Conservatives don’t trust Sen. Joe Manchin and for good reason. Too often in the past, he’s presented himself as an unshakable moderate only to keep his seat in deep-red West Virginia, while at the same time folding on major issues when he gets to Washington. This from redstate.com.
Yet, he deserves at least a small amount of credit for his recent stance, what he said, and his riling up of the democrat leadership much like poking a stick into a hornet’s nest.
Under immense pressure from the far-left of his party, including the leadership of Chuck Schumer and Nancy Pelosi, Manchin appears to be stiffening his spine.
Yesterday, he penned an op-ed in The Wall Street Journal announcing that he’s not going to go along with the massive, irresponsible, freedom-crushing, $3.5 trillion reconciliation budget proposed by the democrats. Instead, he’s urging a pause to pare things down.
MANCHIN op-ed: “I, for one, won’t support a $3.5 trillion bill, or anywhere near that level of additional spending, without greater clarity about why Congress chooses to ignore the serious effects inflation and debt have on existing government programs.” https://t.co/1RAXOmCdBt
— Sahil Kapur (@sahilkapur) September 2, 2021
The nation faces an unprecedented array of challenges and will inevitably encounter additional crises in the future. Yet some in Congress have a strange belief there is an infinite supply of money to deal with any current or future crisis, and that spending trillions upon trillions will have no negative consequence for the future.
Conservatives smartly disagree with this fiscal irresponsibility.
An overheating economy has imposed a costly “inflation tax” on every middle- and working-class American.
At $28.7 trillion and growing, the nation’s debt has reached record levels.
Over the past 18 months, we’ve spent more than $5 trillion responding to the coronavirus pandemic.
Now democrat congressional leaders propose to pass the largest single spending bill in history with no regard to rising inflation, crippling debt or the inevitability of future crises.
Ignoring the fiscal consequences of these policy choices will create a disastrous future for coming generations of Americans.
To be sure, there’s some weasel language in there, Manchin’s use of the inflation issue, which is a major, middle-class crushing problem, is strategic.
He knows his party has no answer to his concerns so he can challenge them without worry, and that gives him the reasoning he needs to stand firm.
Remember, this is a senator from West Virginia who has indicated he might want to run for governor again one day. Manchin has nothing to gain and everything to lose by folding to his left flank.
It also doesn’t appear that he’ll be standing alone, as Sen. Kyrsten Sinema continues to down the reconciliation bill as well. While Manchin is at least trying to appease his party with reasoned argument, Sinema continues to do whatever she wants, and enjoyably her behavior drives her left-wing detractors insane.
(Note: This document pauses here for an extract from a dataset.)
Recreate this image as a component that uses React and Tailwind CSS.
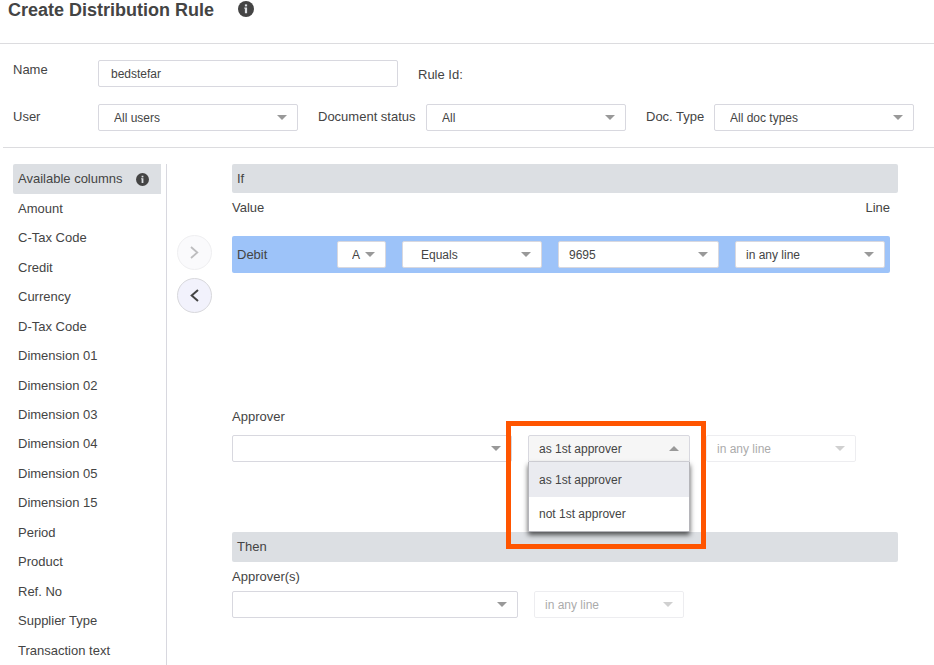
import { useState } from "react";
import clsx from "clsx";

const COLUMNS = [
  "Amount",
  "C-Tax Code",
  "Credit",
  "Currency",
  "D-Tax Code",
  "Dimension 01",
  "Dimension 02",
  "Dimension 03",
  "Dimension 04",
  "Dimension 05",
  "Dimension 15",
  "Period",
  "Product",
  "Ref. No",
  "Supplier Type",
  "Transaction text",
];

const POSITIONS = ["as 1st approver", "not 1st approver"];

function InfoIcon({ className }) {
  return (
    <svg viewBox="0 0 16 16" className={className} aria-hidden="true">
      <circle cx="8" cy="8" r="8" fill="#444" />
      <rect x="6.9" y="3.4" width="2.2" height="2" fill="#dcdfe3" />
      <path d="M6.3 6.6h2.8v5.6H6.9V7.8h-.6z" fill="#dcdfe3" />
    </svg>
  );
}

function Caret({ up }) {
  return (
    <svg
      viewBox="0 0 10 5"
      className="pointer-events-none absolute right-[11px] top-[11px] h-[5px] w-[10px]"
      aria-hidden="true"
    >
      <path d={up ? "M0 5 5 0l5 5z" : "M0 0h10L5 5z"} fill="#999" />
    </svg>
  );
}

function Select({ id, label, options = [""], disabled, className, pad = "pl-[10px]" }) {
  return (
    <div className={clsx("relative", disabled && "opacity-45", className)}>
      <select
        id={id}
        aria-label={label}
        disabled={disabled}
        className={clsx(
          "block h-[27px] w-full appearance-none rounded-[2px] border border-[#d8d8df] bg-white pt-px text-[12px] text-[#444]",
          pad
        )}
      >
        {options.map(o => (
          <option key={o}>{o}</option>
        ))}
      </select>
      <Caret />
    </div>
  );
}

// Select with its own option list, opened below the field
function PositionSelect() {
  const [open, setOpen]   = useState(true);
  const [value, setValue] = useState(POSITIONS[0]);

  return (
    <div className="relative w-[162px]">
      <select
        aria-label="Approver position"
        value={value}
        onChange={e => setValue(e.target.value)}
        onMouseDown={e => {
          e.preventDefault();
          setOpen(!open);
        }}
        className="block h-[27px] w-full appearance-none rounded-t-[2px] border border-[#d8d8df] bg-[#f6f6f6] pl-[10px] pt-px text-[12px] text-[#444]"
      >
        {POSITIONS.map(p => (
          <option key={p}>{p}</option>
        ))}
      </select>
      <Caret up={open} />
      {open && (
        <ul
          role="listbox"
          aria-label="Approver position options"
          className="absolute inset-x-0 top-[27px] z-10 border border-t-0 border-[#b5b5ba] bg-white shadow-[0_3px_5px_rgba(0,0,0,0.65)]"
        >
          {POSITIONS.map(p => (
            <li
              key={p}
              role="option"
              aria-selected={p === value}
              onClick={() => {
                setValue(p);
                setOpen(false);
              }}
              className={clsx(
                "flex h-[34px] items-center pl-[10px] text-[12px] first:h-[35px]",
                p === value && "bg-[#eaebf0]"
              )}
            >
              {p}
            </li>
          ))}
        </ul>
      )}
      <div className="pointer-events-none absolute -left-[22px] -top-[14px] z-20 h-[128px] w-[200px] border-5 border-[#ff5500]" />
    </div>
  );
}

function Filters() {
  return (
    <div className="ml-[3px] border-b border-[#dcdcdf] pb-4 pl-[10px] pr-5 pt-4">
      <div className="flex items-start">
        <label htmlFor="name" className="w-[85px] pt-px leading-[18px]">Name</label>
        <input
          id="name"
          defaultValue="bedstefar"
          className="h-[27px] w-[300px] rounded-[2px] border border-[#d8d8df] bg-white pl-3 text-[12px] text-[#444]"
        />
        <span className="pl-5 pt-[6px] leading-[18px]">Rule Id:</span>
      </div>
      <div className="mt-[17px] flex items-start">
        <label htmlFor="user" className="w-[85px] pt-[4px] leading-[18px]">User</label>
        <Select id="user" options={["All users"]} pad="pl-[15px]" className="flex-1" />
        <label htmlFor="status" className="w-32 whitespace-nowrap pl-5 pt-[4px] leading-[18px]">Document status</label>
        <Select id="status" options={["All"]} pad="pl-[15px]" className="flex-1" />
        <label htmlFor="type" className="w-[88px] whitespace-nowrap pl-5 pt-[4px] leading-[18px]">Doc. Type</label>
        <Select id="type" options={["All doc types"]} pad="pl-[15px]" className="flex-1" />
      </div>
    </div>
  );
}

function Sidebar() {
  return (
    <aside className="flex w-[167px] flex-col border-r border-[#d8d8df] pl-[13px] pr-[5px]">
      <h2 className="flex h-[30px] items-center justify-between rounded-l-[2px] bg-[#dcdfe3] pl-[5px] pr-3">
        Available columns
        <InfoIcon className="size-[13px]" />
      </h2>
      <ul className="flex flex-1 flex-col">
        {COLUMNS.map(c => (
          <li key={c} className="flex flex-1 items-center pl-[5px]">{c}</li>
        ))}
      </ul>
    </aside>
  );
}

function MoveButtons() {
  return (
    <div className="flex flex-col gap-2 px-[10px] pt-[71px]">
      <button
        disabled
        aria-label="Add column"
        className="flex size-[35px] items-center justify-center rounded-full border border-[#efeff1] bg-[#fafafc]"
      >
        <svg viewBox="0 0 9 13" className="h-[13px] w-[9px]" fill="none" stroke="#bdbdbf" strokeWidth="1.8">
          <path d="M1 1l6.3 5.5L1 12" />
        </svg>
      </button>
      <button
        aria-label="Remove column"
        className="flex size-[35px] items-center justify-center rounded-full border border-[#d8d8dc] bg-[#f2f2fc]"
      >
        <svg viewBox="0 0 9 13" className="h-[13px] w-[9px]" fill="none" stroke="#444" strokeWidth="2">
          <path d="M8 1 1.7 6.5 8 12" />
        </svg>
      </button>
    </div>
  );
}

function RuleEditor() {
  return (
    <main className="flex-1 pl-[10px] pr-9">
      <h2 className="flex h-[29px] items-center rounded-[2px] bg-[#dcdfe3] pl-[5px]">If</h2>
      <div className="flex h-[29px] items-center justify-between pr-2">
        <span>Value</span>
        <span>Line</span>
      </div>

      <div className="mr-2 mt-[14px] flex h-[37px] items-center gap-4 rounded-[2px] bg-[#9dc3f9] pl-[5px] pr-[5px]">
        <span className="flex-1">Debit</span>
        <Select label="Debit type" options={["A"]} pad="pl-[14px]" className="w-[49px]" />
        <Select label="Operator" options={["Equals"]} pad="pl-[18px]" className="w-[140px]" />
        <Select label="Account" options={["9695"]} className="w-[161px]" />
        <Select label="Line" options={["in any line"]} className="w-[150px]" />
      </div>

      <h3 className="mt-[135px] leading-[18px]">Approver</h3>
      <div className="mt-[9px] flex gap-4">
        <Select label="Approver" className="w-[280px]" />
        <PositionSelect />
        <Select label="Approver line" options={["in any line"]} disabled className="w-[150px]" />
      </div>

      <h2 className="mt-[70px] flex h-[30px] items-center rounded-[2px] bg-[#dcdfe3] pl-[5px]">Then</h2>
      <h3 className="flex h-[29px] items-center">Approver(s)</h3>
      <div className="flex gap-4">
        <Select label="Approver(s)" className="w-[286px]" />
        <Select label="Approver(s) line" options={["in any line"]} disabled className="w-[150px]" />
      </div>
    </main>
  );
}

export default function App() {
  return (
    <div className="flex min-h-screen flex-col bg-white font-['Liberation_Sans',Arial,sans-serif] text-[13px] text-[#444]">
      <header className="flex h-11 items-start border-b border-[#dcdcdf] pl-2">
        <h1 className="text-[18px] font-bold leading-5">Create Distribution Rule</h1>
        <InfoIcon className="ml-6 mt-px size-4" />
      </header>
      <Filters />
      <div className="flex flex-1 pt-4">
        <Sidebar />
        <MoveButtons />
        <RuleEditor />
      </div>
    </div>
  );
}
Keep in mind that all of this has the far-left reeling and flailing desperately in an attempt to find a way to punish Manchin.
Democrats should punish Manchin and Sinema if they aren't going to do anything whatsoever to help Americans, democracy, and Biden's agenda. 2022 is it. Strip them of committees and play hardball until they cry uncle. Biden and Schumer should call them out by name. https://t.co/8VjulFGTUg
— Wajahat Ali (@WajahatAli) September 2, 2021
As a Republican, nothing would make me happier than to see Schumer and the Democrat leadership go scorched earth on Manchin. But I think they realize they don’t hold those cards, and to act as if they do would just end in Manchin switching parties, handing the Senate back over to the GOP.
That is the issue for the far-left. They want to govern as a super-majority, but they have don’t have the numbers necessary to do so.
All the Alexandria Ocasio-Cortez mean tweets in the world won’t change that.
The frustration is palpable, but Manchin has no reason to throw them a bone. The smart play would be to butter him up and try to extract as much out of him as possible. Yet, no one ever accused the far-left of being smart so they are whining on Twitter instead.
And this is all very good news for fiscal conservatives, as it likely pushes Manchin further into his corner. Will he jump over to the Republican side of the aisle? Likely not but he does hold that card.
In the end, we can anticipate Manchin agreeing to some level of spending that is largely objectionable to most Republicans and particularly to us conservative deplorables. But when you don’t have a majority, you have to take the wins where you can get them. It would be a major win if Manchin succeeded in lessening the damage here. His mere holding the line will have to be taken as a positive for the time being.